Sovranità «inclusiva»
La riflessione sui diritti «cosmopolitici» o universali ci spinge ben oltre gli angusti limiti rivendicativi della sovranità «esclusiva». Va affermato, al contrario, l’idea che l’unico tipo di sovranità effettivamente esercitabile in un mondo interconnesso, interdipendente e progressivamente integrato sia piuttosto di tipo «inclusivo». Dalle considerazioni che precedono emerge con chiarezza, infatti, che il concetto stesso di sovranità è sottoposto ad una crescente pressione da parte di norme e pratiche di tipo cosmopolitico. Come afferma Seyla Benhabib, il sistema degli Stati si trova intrappolato tra sovranità e ospitalità, cioè tra le caratterizzazioni territoriali ed esclusive del potere e la crescente portata transnazionale del sistema dei diritti. Una conferma, attualizzata, delle tesi di Kant e Kelsen. In particolare, si verifica la sovrapposizione (che rischia di divenire contrapposizione) menzionata da Kant tra jus civitatis, jus gentium e jus cosmopoliticum.
Sovranità e cittadinanza
Ad esempio, una delle componenti essenziali della sovranità intesa come fenomeno produttivo di coerenti ed univoci effetti giuridici e politici per le persone, vale a dire la cittadinanza, non risponde più ad un modello unitario, poiché essa subisce un processo di progressiva «disaggregazione». Vengono cioè scorporate dal nucleo concettuale della cittadinanza «classica» o moderna le sue tre dimensioni costitutive: l’identità collettiva, i privilegi derivanti dall’appartenenza politica ad un’entità di tipo statuale e il titolo a fruire dei diritti sociali e dei relativi vantaggi. Come le altre categorie politiche, la sovranità è anch’essa oggetto di «iterazioni» democratiche, cioè di «ripetizioni linguistiche, giuridiche, culturali e politiche in trasformazione, richiami che sono anche revoche. Esse non solo mutano le interpretazioni stabilite, ma trasformano anche quella che passa per la visione valida o consolidata del precedente dotato d’autorità» (Seyla Benhabib).
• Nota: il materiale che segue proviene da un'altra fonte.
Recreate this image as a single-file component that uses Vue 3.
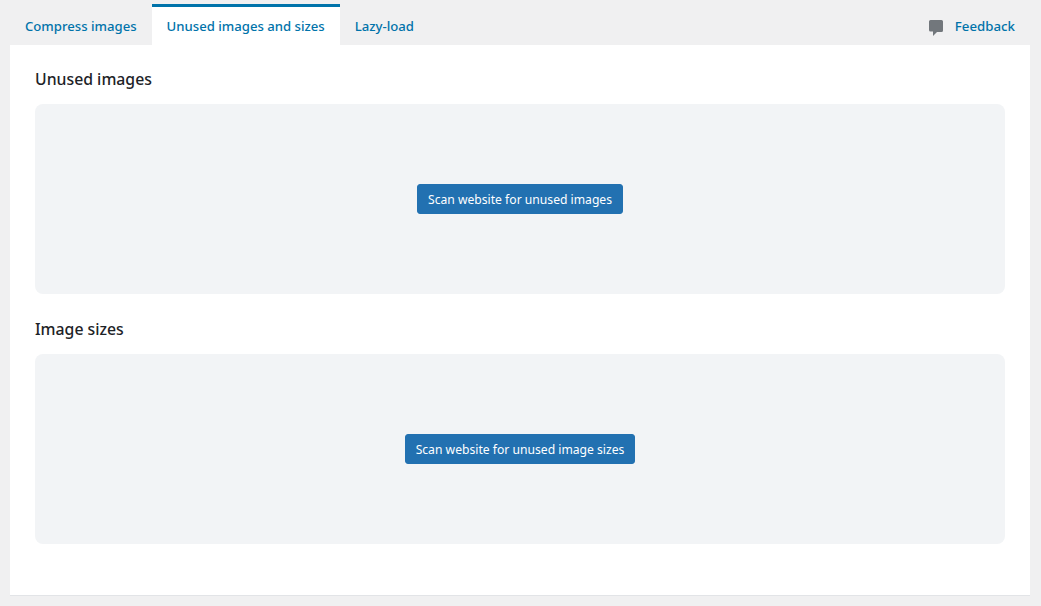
<script setup>
const tabs = [
  { label: 'Compress images', active: false },
  { label: 'Unused images and sizes', active: true },
  { label: 'Lazy-load', active: false },
]
const sections = [
  { title: 'Unused images', action: 'Scan website for unused images' },
  { title: 'Image sizes', action: 'Scan website for unused image sizes' },
]
</script>

<template>
  <div class="page">
    <nav class="tabs">
      <a v-for="tab in tabs" :key="tab.label" class="tab" :class="{ active: tab.active }">{{ tab.label }}</a>
      <a class="feedback">
        <svg class="feedback-icon" width="14" height="16" viewBox="0 0 14 16" aria-hidden="true">
          <path d="M1.500 0h11A1.500 1.500 0 0 1 14 1.500v9a1.500 1.500 0 0 1-1.500 1.500H8L4 16V11.500H1.500A1.500 1.500 0 0 1 0 10v-8.500A1.500 1.500 0 0 1 1.500 0z" fill="#72777c" />
        </svg>
        <span>Feedback</span>
      </a>
    </nav>
    <main class="panel">
      <section v-for="section in sections" :key="section.title" class="section">
        <h2 class="title">{{ section.title }}</h2>
        <div class="box">
          <button class="scan" type="button">{{ section.action }}</button>
        </div>
      </section>
    </main>
  </div>
</template>

<style>
html, body {
  margin: 0;
  background: #f0f0f1;
}
</style>

<style scoped>
.page {
  width: 1041px;
  height: 606px;
  box-sizing: border-box;
  padding: 0 11px 10px 10px;
  background: #f0f0f1;
  font-family: "Noto Sans", "Open Sans", sans-serif;
  display: flex;
  flex-direction: column;
}
.tabs {
  height: 45px;
  display: flex;
  align-items: stretch;
  flex: none;
}
.tab {
  box-sizing: border-box;
  padding: 3px 15px 0;
  margin-top: 4px;
  height: 41px;
  display: flex;
  align-items: center;
  font-size: 13.15px;
  font-weight: 500;
  color: #0073aa;
}
.tab.active {
  background: #fff;
  border-top: 3px solid #0073aa;
  padding-top: 0;
}
.feedback {
  margin-left: auto;
  display: flex;
  align-items: center;
  gap: 12px;
  padding: 7px 15px 0 0;
  font-size: 13.25px;
  font-weight: 500;
  color: #0073aa;
}
.feedback-icon {
  margin-top: 4px;
}
.panel {
  flex: 1;
  background: #fff;
  border-bottom: 1px solid #e2e4e7;
  padding: 0 25px;
  display: flex;
  flex-direction: column;
}
.section {
  display: flex;
  flex-direction: column;
}
.title {
  margin: 0;
  height: 59px;
  box-sizing: border-box;
  padding-top: 22px;
  font-size: 15.8px;
  line-height: 24px;
  font-weight: 500;
  color: #1d2327;
}
.section + .section .title {
  height: 60px;
  padding-top: 23px;
}
.box {
  height: 190px;
  background: #f2f4f6;
  border-radius: 8px;
  display: flex;
  align-items: center;
  justify-content: center;
}
.scan {
  height: 30px;
  padding: 2px 10px 0;
  border: 1px solid #2271b1;
  border-radius: 3px;
  background: #2271b1;
  color: #fff;
  font-family: inherit;
  font-size: 12.15px;
  line-height: 26px;
  white-space: nowrap;
}
</style>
Vale a dire che la sovranità non è un dato, non si trova «in natura» nel sistema politico, ma può e deve essere oggetto di riconcettualizzazione a partire dalla comunità politica ampliata o inclusiva, attraverso un processo di ridefinizione e di risemantizzazione compiuto in modo aperto e costruttivo, secondo le procedure tipiche della democrazia deliberativa.